Casse-Gueule – Clarisse Gorokhoff

Deuxième roman puissant de Clarisse Gorokhoff, Casse-gueule suit l’histoire d’Ava, archétype de la  parisienne qui, une nuit, est défigurée par un inconnu. Après De la bombe en 2017 – qui parlait déjà de destruction, celle des autres et la sienne -, l’autrice passe avec brio le cap du deuxième roman. S’intéressant toujours aux zones grises de l’âme, aux réactions des êtres, elle tisse une histoire en trois actes, mais sans tragédie aucune.

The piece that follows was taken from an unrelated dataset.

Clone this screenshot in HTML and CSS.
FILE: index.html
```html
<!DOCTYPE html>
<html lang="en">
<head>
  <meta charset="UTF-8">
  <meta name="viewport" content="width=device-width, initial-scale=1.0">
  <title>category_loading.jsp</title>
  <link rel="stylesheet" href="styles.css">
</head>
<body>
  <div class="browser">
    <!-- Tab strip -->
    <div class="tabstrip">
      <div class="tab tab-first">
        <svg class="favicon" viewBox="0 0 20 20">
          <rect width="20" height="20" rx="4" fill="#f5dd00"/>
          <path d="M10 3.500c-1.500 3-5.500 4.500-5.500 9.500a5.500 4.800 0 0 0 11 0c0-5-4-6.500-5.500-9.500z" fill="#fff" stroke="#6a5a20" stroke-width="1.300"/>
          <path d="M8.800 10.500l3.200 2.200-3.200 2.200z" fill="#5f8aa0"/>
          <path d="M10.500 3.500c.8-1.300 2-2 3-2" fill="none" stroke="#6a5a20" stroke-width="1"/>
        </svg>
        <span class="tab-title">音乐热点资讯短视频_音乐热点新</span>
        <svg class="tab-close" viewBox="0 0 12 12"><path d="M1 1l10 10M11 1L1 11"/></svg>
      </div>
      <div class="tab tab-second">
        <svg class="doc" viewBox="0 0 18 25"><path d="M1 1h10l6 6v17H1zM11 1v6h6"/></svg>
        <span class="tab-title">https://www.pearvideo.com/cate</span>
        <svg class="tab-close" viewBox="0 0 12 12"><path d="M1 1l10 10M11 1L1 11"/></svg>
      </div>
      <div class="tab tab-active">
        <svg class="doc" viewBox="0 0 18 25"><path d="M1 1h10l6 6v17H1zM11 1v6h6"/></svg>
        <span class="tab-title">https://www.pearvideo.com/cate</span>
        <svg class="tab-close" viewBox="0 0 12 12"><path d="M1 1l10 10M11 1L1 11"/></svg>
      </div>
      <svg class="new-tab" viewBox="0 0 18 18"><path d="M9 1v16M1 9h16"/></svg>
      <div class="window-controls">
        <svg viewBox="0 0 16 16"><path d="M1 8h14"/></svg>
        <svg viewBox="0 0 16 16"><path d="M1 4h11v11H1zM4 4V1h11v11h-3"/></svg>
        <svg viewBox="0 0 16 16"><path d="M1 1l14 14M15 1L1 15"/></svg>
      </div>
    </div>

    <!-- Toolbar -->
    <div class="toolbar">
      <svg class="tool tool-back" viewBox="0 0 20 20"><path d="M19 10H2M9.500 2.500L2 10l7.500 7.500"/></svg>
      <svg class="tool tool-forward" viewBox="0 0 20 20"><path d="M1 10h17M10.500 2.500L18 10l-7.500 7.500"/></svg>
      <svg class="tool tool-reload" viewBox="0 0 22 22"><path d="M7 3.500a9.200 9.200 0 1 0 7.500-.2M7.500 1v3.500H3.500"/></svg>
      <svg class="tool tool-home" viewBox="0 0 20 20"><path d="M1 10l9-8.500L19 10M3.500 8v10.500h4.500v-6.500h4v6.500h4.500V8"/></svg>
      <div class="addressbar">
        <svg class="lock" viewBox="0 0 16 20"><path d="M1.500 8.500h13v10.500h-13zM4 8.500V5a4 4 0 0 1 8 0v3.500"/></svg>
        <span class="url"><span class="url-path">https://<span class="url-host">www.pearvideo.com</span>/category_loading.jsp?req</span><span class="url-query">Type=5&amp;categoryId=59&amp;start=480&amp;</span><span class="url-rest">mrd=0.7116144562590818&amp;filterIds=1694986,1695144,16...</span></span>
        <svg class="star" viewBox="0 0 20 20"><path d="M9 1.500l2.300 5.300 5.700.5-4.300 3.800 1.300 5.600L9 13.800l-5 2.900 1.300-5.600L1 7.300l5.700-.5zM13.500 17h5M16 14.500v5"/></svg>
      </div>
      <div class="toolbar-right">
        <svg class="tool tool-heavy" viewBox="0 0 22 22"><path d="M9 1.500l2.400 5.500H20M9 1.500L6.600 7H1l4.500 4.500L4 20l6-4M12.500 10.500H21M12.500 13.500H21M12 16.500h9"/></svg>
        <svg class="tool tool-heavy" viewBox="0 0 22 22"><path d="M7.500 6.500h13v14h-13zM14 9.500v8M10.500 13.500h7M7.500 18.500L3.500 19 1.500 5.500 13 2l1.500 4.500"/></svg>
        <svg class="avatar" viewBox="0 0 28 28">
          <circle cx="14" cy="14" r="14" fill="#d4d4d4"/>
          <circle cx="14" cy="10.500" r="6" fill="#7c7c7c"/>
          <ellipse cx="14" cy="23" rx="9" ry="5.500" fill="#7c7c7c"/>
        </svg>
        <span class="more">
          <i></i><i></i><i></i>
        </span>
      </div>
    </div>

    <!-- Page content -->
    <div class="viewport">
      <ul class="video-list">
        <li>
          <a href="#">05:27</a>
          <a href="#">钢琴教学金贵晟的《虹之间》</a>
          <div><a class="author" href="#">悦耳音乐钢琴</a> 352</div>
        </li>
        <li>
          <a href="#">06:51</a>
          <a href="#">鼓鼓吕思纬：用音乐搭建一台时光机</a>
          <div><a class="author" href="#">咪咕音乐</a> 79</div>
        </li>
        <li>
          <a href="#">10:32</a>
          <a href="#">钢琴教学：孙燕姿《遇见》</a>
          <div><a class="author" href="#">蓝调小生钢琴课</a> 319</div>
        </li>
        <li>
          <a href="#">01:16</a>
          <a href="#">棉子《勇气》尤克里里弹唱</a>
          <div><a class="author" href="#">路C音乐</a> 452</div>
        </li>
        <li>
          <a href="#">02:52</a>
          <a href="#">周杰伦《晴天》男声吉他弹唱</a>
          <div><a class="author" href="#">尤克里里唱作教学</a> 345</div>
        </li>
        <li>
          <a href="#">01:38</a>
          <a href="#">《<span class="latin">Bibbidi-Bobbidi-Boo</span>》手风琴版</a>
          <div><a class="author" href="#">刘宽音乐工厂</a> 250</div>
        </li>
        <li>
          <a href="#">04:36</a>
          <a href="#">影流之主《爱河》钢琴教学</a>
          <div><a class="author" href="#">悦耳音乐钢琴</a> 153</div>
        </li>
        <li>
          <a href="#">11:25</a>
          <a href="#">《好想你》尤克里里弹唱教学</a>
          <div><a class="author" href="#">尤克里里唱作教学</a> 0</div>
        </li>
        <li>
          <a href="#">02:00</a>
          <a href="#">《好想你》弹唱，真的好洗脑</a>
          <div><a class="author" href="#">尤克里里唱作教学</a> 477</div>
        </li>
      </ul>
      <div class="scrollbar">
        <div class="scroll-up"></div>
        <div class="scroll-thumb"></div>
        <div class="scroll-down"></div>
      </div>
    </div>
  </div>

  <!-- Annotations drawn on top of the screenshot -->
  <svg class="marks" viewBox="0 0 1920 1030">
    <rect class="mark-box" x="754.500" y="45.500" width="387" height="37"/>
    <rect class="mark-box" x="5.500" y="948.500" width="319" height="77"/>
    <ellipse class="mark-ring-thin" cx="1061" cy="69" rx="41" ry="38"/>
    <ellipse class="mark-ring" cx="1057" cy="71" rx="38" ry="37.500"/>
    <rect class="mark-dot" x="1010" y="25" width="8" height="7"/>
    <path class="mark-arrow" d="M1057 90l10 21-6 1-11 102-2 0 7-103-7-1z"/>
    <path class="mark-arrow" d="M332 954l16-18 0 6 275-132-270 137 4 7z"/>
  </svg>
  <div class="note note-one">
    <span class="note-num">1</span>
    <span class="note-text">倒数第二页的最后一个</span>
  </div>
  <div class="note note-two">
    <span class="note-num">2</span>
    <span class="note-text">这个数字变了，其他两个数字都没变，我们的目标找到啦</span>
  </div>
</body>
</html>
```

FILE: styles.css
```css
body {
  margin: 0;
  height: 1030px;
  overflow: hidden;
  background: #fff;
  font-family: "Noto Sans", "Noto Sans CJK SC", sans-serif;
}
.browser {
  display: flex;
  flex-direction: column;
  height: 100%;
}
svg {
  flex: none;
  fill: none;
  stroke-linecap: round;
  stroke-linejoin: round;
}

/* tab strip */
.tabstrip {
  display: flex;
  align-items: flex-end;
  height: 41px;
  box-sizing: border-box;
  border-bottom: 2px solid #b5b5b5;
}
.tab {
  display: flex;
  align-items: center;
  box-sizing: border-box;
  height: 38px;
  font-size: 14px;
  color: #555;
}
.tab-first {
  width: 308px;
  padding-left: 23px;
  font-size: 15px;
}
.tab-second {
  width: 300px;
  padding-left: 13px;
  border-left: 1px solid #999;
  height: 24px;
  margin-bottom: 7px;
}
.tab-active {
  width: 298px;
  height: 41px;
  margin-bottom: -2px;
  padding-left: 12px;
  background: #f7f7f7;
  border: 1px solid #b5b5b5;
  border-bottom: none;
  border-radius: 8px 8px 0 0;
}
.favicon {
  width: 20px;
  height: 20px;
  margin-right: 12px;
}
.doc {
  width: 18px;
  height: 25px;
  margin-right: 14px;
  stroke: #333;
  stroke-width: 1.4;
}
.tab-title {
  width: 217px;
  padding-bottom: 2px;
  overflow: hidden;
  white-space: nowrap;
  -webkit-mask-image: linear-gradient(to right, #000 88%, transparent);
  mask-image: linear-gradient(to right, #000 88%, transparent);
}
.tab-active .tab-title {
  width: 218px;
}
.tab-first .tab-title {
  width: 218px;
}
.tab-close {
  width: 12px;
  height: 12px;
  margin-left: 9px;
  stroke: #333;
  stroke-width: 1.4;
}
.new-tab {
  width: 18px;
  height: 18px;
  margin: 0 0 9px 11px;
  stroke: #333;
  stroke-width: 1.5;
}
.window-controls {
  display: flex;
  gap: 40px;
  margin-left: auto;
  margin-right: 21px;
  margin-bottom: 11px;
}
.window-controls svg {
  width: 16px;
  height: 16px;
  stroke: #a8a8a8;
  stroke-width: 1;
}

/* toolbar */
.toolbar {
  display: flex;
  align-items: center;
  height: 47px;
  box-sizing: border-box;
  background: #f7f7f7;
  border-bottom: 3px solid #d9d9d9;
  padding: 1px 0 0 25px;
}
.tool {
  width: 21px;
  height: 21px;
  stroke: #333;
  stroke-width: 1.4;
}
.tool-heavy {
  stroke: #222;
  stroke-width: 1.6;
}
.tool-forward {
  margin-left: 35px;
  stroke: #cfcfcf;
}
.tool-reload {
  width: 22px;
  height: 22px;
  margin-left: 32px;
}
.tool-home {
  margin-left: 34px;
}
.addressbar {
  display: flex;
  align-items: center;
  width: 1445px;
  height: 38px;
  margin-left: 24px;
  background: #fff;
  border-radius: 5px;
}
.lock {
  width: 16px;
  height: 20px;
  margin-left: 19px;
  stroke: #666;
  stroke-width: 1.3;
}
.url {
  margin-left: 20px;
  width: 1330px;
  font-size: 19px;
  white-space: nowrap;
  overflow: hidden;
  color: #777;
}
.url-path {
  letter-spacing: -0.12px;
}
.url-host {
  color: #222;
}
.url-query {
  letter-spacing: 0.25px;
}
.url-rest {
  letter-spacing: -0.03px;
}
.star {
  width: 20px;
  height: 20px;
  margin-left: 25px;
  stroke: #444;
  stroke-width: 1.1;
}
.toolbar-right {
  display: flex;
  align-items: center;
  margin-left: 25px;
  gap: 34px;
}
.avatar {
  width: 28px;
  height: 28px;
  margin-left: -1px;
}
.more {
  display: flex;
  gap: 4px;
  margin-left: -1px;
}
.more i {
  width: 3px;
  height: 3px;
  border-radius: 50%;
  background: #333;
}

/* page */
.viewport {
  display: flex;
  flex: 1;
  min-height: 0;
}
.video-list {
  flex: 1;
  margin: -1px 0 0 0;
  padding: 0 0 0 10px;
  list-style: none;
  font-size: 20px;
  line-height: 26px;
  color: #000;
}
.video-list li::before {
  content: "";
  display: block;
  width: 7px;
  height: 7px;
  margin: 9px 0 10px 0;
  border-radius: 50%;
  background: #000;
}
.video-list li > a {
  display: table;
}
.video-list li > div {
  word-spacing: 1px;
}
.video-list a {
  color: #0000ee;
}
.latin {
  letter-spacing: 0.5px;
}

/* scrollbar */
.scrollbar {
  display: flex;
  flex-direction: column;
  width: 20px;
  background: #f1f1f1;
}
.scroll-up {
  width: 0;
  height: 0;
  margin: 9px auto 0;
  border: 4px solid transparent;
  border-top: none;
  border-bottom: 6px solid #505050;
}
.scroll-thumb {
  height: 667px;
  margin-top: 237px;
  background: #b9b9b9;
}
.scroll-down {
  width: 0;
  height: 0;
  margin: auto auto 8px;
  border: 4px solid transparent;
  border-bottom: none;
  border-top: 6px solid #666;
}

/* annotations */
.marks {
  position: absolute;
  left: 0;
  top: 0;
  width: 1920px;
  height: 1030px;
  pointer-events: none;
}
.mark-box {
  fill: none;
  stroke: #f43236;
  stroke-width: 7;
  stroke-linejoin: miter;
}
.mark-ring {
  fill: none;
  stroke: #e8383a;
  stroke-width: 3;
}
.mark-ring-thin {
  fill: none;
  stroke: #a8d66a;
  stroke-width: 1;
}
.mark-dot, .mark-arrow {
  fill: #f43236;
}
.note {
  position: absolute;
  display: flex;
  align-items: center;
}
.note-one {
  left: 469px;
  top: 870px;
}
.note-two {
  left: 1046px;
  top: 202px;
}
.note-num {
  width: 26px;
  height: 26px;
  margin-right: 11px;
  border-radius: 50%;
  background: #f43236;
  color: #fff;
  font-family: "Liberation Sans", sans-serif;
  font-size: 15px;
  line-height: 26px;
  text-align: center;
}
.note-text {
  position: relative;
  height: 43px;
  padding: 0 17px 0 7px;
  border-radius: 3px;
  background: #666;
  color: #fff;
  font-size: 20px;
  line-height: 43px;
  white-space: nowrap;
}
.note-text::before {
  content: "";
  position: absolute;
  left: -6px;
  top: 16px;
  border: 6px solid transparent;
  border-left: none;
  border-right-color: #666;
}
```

Première partie : Ava vient d’être défigurée. Par qui et pourquoi, on ne sait. Ça s’est passé de nuit, dans Paris, et sur le coup, Ava ne réagit pas. Elle arpente les rues puis finit par aller à l’hôpital. Là, tout s’accélère. Sa mère, dont la plus grande fierté est la beauté d’Ava, est horrifiée par le visage tuméfiée de son enfant. Celle qu’elle a nommé d’après les actrices les plus gracieuses d’un âge d’or du cinéma. Sa fille qu’elle a enfermée dès le plus jeune âge dans un carcan d’apparences et de faux-semblants. Alors que sa mère parle chirurgien, reconstruction, oubli, Ava ne pense qu’à apprivoiser cette nouvelle vie, avec un visage cubiste. Peu importe qui et pourquoi, elle est désormais libre de sa beauté étouffante. Et rapidement Ava se libère. Tout d’abord de son compagnon Marius, pour qui l’esthétisme du beau est primordial. Puis des illusions de sa mère, même si cette dernière prend cela pour un choc post-traumatique. Ava peut enfin parler haut et fort, sans peur du qu’en dira-t-on, son visage, ou plutôt sa gueule étant un manifeste à elle seule.

J’étais belle oui, oui, mais d’une beauté qui suscite l’angoisse. Les traits fins, taillés à la serpe, de grands yeux sombres avec des éclats gris, un teint glabre mal assorti à la vie, un sourire tourmenté sans la moindre trace d’enfance… Belle à se noyer dans le néant. Je n’ai jamais pu échapper à ce que mon visage évoquait : la tragédie. C’est leur infini désespoir que les autres projetaient sur moi. Ils voyaient dans mes traits un prélude à la fin du monde.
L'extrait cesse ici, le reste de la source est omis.